En 1976, le vétéran George Cukor livre une coproduction soviéto-américaine, qui vient d’être éditée en DVD par la 20th Century Fox, dans leur collection « HOLLYWOOD LEGENDS ».
Tyltyl et Mytyl sont deux enfant de bûcherons forts pauvres. Une nuit, ne trouvant pas le sommeil, il font la connaissance d’une fée leur demandant de partir à la recherche d’un volatile mythique, l’oiseau bleu, capable de guérir une fillette extrêmement malade. Pour ce faire, ils seront accompagnés, dans leur quête, par un chat, un chien, de l’eau, du feu, du lait, tous à visage et corps humain…
Cukor qui déclarait, volontiers, ne pas être un auteur, fait pourtant parti des « classiques ».
Malgré son renvoi, « AUTANT EN EMPORTE LE VENT » et « LE MAGICIEN D’OZ » lui doivent beaucoup. « INDISCRETIONS » avec Cary Grant, « LA FLAMME SACREE », « HANTISE », « MADAME PORTE LA CULOTTE » et « LES GIRLS » sont des sommets et, en portraitiste avisé de femmes, toutes les plus fameuses stars sont passées devant sa caméra.
Et là, il est servi, car entre Ava Gardner interprétant la Luxure, Jane Fonda dans le rôle de la Nuit et Elizabeth Taylor en fée blanche, on ne pouvait rêver mieux pour l’occasion.
Nous sommes en pleine Détente à l’époque, ce qui explique la distribution mélangeant les deux nations.
La petite Mytyl est jouée par Patsy Kensit alors, à l’orée de la carrière, tant de chanteuse (les « Eighth Wonder ») et d’actrice (« L’ARME FATALE 2 ») que l’on sait.

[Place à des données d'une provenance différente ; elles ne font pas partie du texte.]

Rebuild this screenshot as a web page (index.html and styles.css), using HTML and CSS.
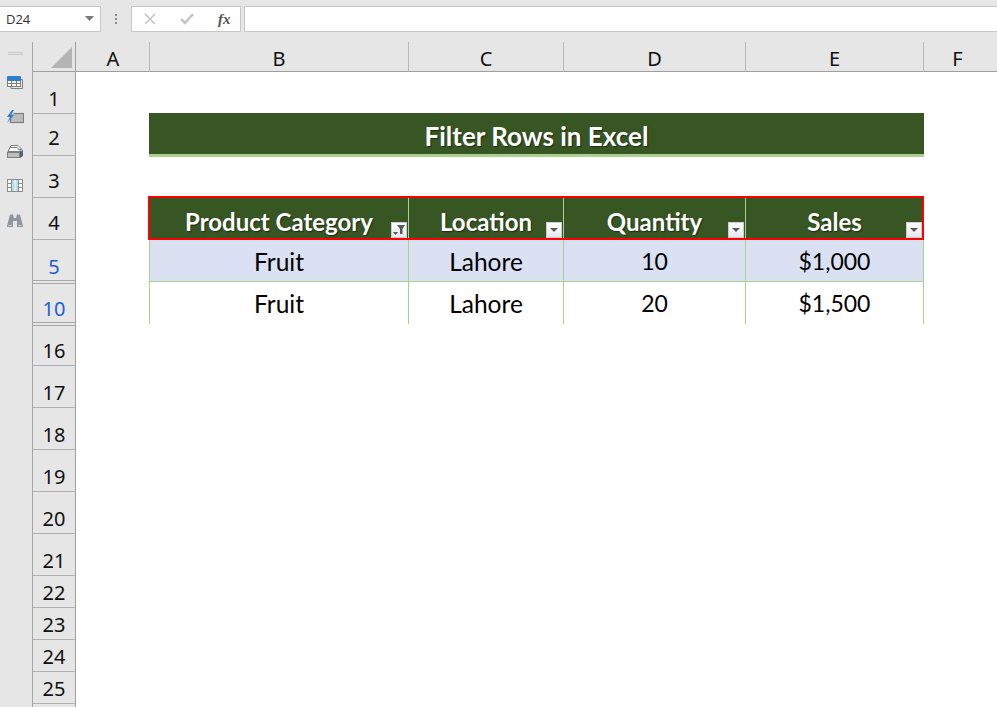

Tyltyl, lui, est incarné par Todd Lookinland qui, destin curieux, s’occupa, plus tard, des décors de « L’ETRANGE NOËL DE MONSIEUR JACK » d’Henry Selick et de certains trucages sur « STAR WARS, EPISODE 1 : LA MENACE FANTÔME ».
Contrairement à ce que pense la majorité, confortée par un bide au box-office, cet « OISEAU BLEU » là est fort plaisant et caractéristique d’un temps où les effets spéciaux, bricolés mais follement inventifs, avaient du cachet. Les numéros dansés, exécutés par des membres de ballets prestigieux, et les chorégraphies, sont pleins de charme.
Le kitsch, ici, est un atout, et octroie, à cette curiosité, un capital sympathie non négligeable.
Montrez-le donc à vos chères têtes blondes et puisse la magie, s’en dégageant, opérer sur eux.